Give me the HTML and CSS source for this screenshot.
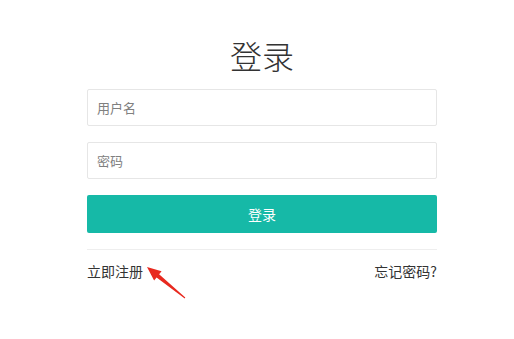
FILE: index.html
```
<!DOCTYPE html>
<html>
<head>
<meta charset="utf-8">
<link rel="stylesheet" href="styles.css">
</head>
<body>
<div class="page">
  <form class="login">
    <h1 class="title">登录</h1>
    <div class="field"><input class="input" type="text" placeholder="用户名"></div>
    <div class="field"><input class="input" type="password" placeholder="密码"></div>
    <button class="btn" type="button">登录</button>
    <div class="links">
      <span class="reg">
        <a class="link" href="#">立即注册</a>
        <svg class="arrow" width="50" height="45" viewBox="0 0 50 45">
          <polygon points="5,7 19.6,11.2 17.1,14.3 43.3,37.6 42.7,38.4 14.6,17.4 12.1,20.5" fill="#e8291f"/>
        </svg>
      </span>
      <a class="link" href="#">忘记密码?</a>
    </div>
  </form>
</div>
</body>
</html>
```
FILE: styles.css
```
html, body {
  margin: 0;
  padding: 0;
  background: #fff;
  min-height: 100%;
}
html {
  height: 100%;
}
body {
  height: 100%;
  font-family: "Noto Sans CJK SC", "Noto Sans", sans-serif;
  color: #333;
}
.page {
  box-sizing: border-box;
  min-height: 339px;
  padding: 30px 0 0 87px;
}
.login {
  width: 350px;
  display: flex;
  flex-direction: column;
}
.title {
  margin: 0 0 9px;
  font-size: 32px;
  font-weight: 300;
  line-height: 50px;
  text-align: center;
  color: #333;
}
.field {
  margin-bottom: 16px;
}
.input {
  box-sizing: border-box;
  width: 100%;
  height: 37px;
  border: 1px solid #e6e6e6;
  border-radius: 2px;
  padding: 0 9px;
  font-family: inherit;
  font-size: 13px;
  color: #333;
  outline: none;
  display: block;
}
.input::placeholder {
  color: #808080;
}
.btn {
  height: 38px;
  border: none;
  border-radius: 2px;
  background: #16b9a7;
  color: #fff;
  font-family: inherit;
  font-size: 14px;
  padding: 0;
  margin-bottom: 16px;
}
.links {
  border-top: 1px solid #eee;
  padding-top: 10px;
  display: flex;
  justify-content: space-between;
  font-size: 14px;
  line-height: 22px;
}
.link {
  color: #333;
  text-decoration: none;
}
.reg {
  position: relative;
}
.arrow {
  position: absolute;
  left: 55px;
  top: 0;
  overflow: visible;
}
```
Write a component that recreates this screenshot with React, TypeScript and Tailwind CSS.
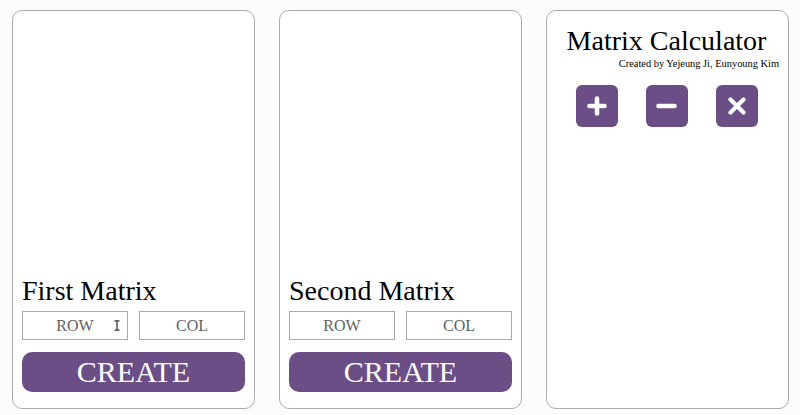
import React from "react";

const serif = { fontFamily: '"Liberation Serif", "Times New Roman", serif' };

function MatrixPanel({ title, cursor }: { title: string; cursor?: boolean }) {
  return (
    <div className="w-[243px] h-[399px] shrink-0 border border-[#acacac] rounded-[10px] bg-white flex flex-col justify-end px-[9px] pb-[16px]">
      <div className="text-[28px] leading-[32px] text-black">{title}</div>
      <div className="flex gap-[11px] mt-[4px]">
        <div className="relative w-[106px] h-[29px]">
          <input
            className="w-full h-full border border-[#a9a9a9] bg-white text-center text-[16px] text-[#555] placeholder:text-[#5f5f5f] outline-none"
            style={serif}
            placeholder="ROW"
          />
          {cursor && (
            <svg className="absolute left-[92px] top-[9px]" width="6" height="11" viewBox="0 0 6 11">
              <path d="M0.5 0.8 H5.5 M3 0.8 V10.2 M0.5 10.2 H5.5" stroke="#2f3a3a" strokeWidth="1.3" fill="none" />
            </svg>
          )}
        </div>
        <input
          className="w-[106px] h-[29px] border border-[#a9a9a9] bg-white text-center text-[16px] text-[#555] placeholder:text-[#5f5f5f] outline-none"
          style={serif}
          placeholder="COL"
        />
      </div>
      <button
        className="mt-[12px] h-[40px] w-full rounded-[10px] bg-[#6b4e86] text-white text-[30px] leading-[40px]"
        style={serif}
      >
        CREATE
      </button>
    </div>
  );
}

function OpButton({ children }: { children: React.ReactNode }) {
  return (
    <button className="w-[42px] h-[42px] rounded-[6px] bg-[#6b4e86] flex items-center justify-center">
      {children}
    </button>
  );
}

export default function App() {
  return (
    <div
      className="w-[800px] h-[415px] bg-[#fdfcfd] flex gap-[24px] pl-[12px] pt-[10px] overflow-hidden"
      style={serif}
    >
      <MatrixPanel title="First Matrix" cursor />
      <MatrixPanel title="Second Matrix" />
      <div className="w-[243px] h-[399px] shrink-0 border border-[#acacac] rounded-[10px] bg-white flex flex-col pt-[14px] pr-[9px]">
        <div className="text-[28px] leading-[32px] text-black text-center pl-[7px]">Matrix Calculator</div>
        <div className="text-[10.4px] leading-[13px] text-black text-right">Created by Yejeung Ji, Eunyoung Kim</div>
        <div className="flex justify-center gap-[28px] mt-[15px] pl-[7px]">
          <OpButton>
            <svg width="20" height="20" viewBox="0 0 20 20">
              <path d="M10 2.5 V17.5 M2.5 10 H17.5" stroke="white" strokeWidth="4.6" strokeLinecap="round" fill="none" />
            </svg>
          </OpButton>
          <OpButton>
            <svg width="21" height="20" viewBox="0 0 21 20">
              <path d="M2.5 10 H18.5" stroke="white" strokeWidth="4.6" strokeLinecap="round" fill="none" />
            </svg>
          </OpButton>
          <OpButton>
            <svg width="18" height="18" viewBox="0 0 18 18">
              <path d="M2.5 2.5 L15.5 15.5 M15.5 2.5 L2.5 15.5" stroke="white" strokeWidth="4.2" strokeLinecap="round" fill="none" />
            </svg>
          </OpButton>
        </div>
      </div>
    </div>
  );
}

▸ **Exercise prompt**
Copy all lines of the material above where the string "this" occurs.

▸ **The reply**
Give me the HTML and CSS source for this screenshot.
Write a component that recreates this screenshot with React, TypeScript and Tailwind CSS.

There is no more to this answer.